━━ RECORDED INFORMATION

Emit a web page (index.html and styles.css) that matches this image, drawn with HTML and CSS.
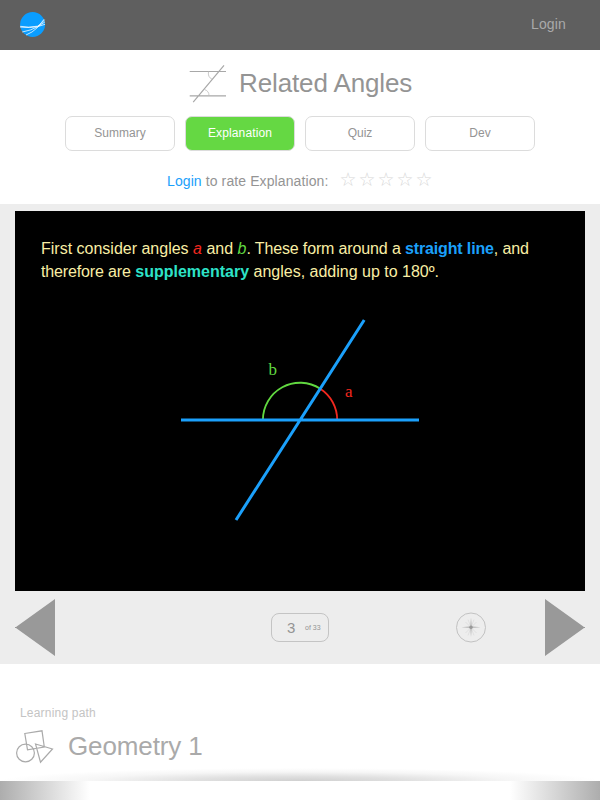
FILE: index.html
```html
<!DOCTYPE html>
<html lang="en">
<head>
<meta charset="utf-8">
<title>Related Angles</title>
<link rel="stylesheet" href="styles.css">
</head>
<body>
<header class="topbar">
  <svg class="logo" width="26" height="26" viewBox="0 0 26 26">
    <circle cx="12.600" cy="12.500" r="12.500" fill="#0a9dff"/>
    <g fill="none" stroke="#fff" stroke-width=".75">
      <path d="M.2 14.300Q8 16 17.500 14.200Q21.500 12 24.500 7.800M2.200 20Q11 18.500 17.500 14.800Q22 12 25 9.800M6 23Q12.500 20.500 17.500 15.500Q22 10 24 7.300M.2 15.100Q10 16.200 17.500 14.700L25 12.300"/>
    </g>
  </svg>
  <a class="login">Login</a>
</header>
<main>
  <section class="intro">
    <div class="title">
      <svg width="38" height="38" viewBox="0 0 38 38" fill="none" stroke="#a8a8a8">
        <path d="M.7 6.500H37M.7 30.800H37M4.200 37.200L35 .4" stroke-width="1.2"/>
        <path d="M19.500 6.600Q18.500 12 23 14.200M20 30.500Q20 26 15.500 24.500" stroke="#bcbcbc" stroke-width=".8"/>
      </svg>
      <h1>Related Angles</h1>
    </div>
    <nav class="tabs">
      <a class="tab">Summary</a><a class="tab active">Explanation</a><a class="tab">Quiz</a><a class="tab">Dev</a>
    </nav>
    <div class="rating">
      <p><a>Login</a> to rate Explanation:</p>
      <div class="stars"><span>☆</span><span>☆</span><span>☆</span><span>☆</span><span>☆</span></div>
    </div>
  </section>
  <section class="lesson">
    <div class="slide">
      <p>First consider angles <i class="red">a</i> and <i class="green">b</i><span class="snug">. These form around a <b class="blue">straight line</b>, and</span> <span class="snug">therefore are</span> <b class="teal">supplementary</b> angles, adding up to 180º.</p>
      <svg class="diagram" width="570" height="290" viewBox="15 301 570 290" fill="none">
        <path d="M337.200 420A37.200 37.200 0 0 0 320.300 388.700" stroke="#f2281f" stroke-width="1.8"/>
        <path d="M320.300 388.700A37.200 37.200 0 0 0 262.900 420" stroke="#61d840" stroke-width="1.8"/>
        <path d="M181 420H419M236 520L364.200 320" stroke="#1ba0fb" stroke-width="3"/>
        <text x="268.500" y="375" fill="#61d840">b</text>
        <text x="345" y="397" fill="#f2281f">a</text>
      </svg>
    </div>
    <div class="controls">
      <svg width="40" height="58" viewBox="0 0 40 58"><path d="M40 0V57L1 29H0V28H1Z" fill="#999"/></svg>
      <div class="page"><span class="current">3</span><span class="total">of 33</span></div>
      <svg class="compass" width="30" height="30" viewBox="0 0 30 30">
        <circle cx="15" cy="14.500" r="14.500" fill="none" stroke="#c2c2c2"/>
        <path d="M9.500 9L20.500 20M20.500 9L9.500 20M12 6.500L18 22.500M18 6.500L12 22.500" stroke="#dcdcdc" stroke-width=".8"/>
        <path d="M15 4.500L15.900 13.300L24.500 14.300L15.900 15.300L15 24L14.100 15.300L5.500 14.300L14.100 13.300Z" fill="#c0c0c0"/>
        <circle cx="15" cy="14.300" r="1.700" fill="#999"/>
      </svg>
      <svg width="40" height="58" viewBox="0 0 40 58"><path d="M0 0V57L39 29H40V28H39Z" fill="#999"/></svg>
    </div>
  </section>
  <section class="path">
    <h3>Learning path</h3>
    <div class="course">
      <svg width="38" height="36" viewBox="0 0 38 36" fill="none" stroke="#aaa" stroke-width="1.200">
        <circle cx="9.500" cy="24" r="8.900"/>
        <path d="M8.800 4.500L26 1.800L28.300 18L11.500 20.800ZM19.500 15L36.500 20L24.500 33.200Z"/>
      </svg>
      <h2>Geometry 1</h2>
    </div>
  </section>
</main>
<div class="shade"></div>
<footer></footer>
</body>
</html>
```
FILE: styles.css
```css
* { box-sizing: border-box; }
body { margin: 0; height: 800px; overflow: hidden; background: #fff; font-family: "Liberation Sans", Arial, sans-serif; color: #949494; }
h1, h2, h3, p { margin: 0; font-weight: normal; }
svg { display: block; flex: none; }
.topbar { height: 50px; background: #5f5f5f; display: flex; justify-content: space-between; padding: 12px 34px 0 20px; }
.login { font-size: 14px; line-height: 24px; letter-spacing: .15px; color: #aaa; }
.intro { height: 154px; padding-top: 15px; }
.title { display: flex; padding-left: 189px; height: 38px; gap: 12px; }
h1 { font-size: 26px; line-height: 36px; letter-spacing: -.12px; }
.tabs { display: flex; justify-content: center; gap: 10px; margin-top: 13px; }
.tab { width: 110px; height: 35px; border: 1px solid #dcdcdc; border-radius: 7px; font-size: 12px; line-height: 33px; text-align: center; }
.active { background: #65d843; color: #fff; letter-spacing: .12px; }
.rating { display: flex; margin: 17px 0 0 167px; height: 28px; }
.rating p { font-size: 14px; line-height: 27px; width: 172.5px; letter-spacing: .1px; white-space: nowrap; }
.rating a { color: #1ba0fb; }
.stars { display: flex; font: 19px/22px "DejaVu Sans", sans-serif; color: #d8d8d8; }
.stars span { width: 19px; }
.lesson { height: 460px; background: #ededed; padding: 7px 15px 0; }
.slide { height: 380px; background: #000; padding-top: 26px; }
.slide p { height: 64px; margin: 0 26px; font-size: 16px; line-height: 23px; color: #f9eea5; }
.slide .snug { letter-spacing: -.14px; }
.slide .red { color: #f2281f; }
.slide .green { color: #61d840; }
.slide .blue { color: #1ba0fb; }
.slide .teal { color: #2de3c8; }
.diagram text { font: 17px "Liberation Serif", serif; }
.controls { display: flex; padding-top: 8px; }
.page { width: 58px; height: 29px; border: 1px solid #c4c4c4; border-radius: 8px; margin: 14px 0 0 216px; padding-left: 15px; display: flex; line-height: 27px; }
.current { width: 18px; font-size: 15px; }
.total { font-size: 7px; line-height: 28px; }
.compass { margin: 14px 59px 0 127px; overflow: visible; }
.path { height: 104px; padding: 42px 16px 0; color: #aaa; }
h3 { font-size: 12px; line-height: 14px; margin-left: 4px; color: #c4c4c4; letter-spacing: .2px; }
.course { display: flex; gap: 14px; margin-top: 9px; }
h2 { font-size: 26px; line-height: 35px; letter-spacing: -.12px; }
.shade { height: 13px; background: radial-gradient(ellipse 50% 100% at 50% 100%, #d0d0d0, #e0e0e0 35%, #f6f6f6 70%, #fff); }
footer { height: 19px; background: linear-gradient(90deg, #adadad, #fff 15%, #fff 85%, #adadad); }
```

━━━━

### JOB
Give only the count of lines in the data that include the string "index".

### OUTPUT OF THE EXERCISE
2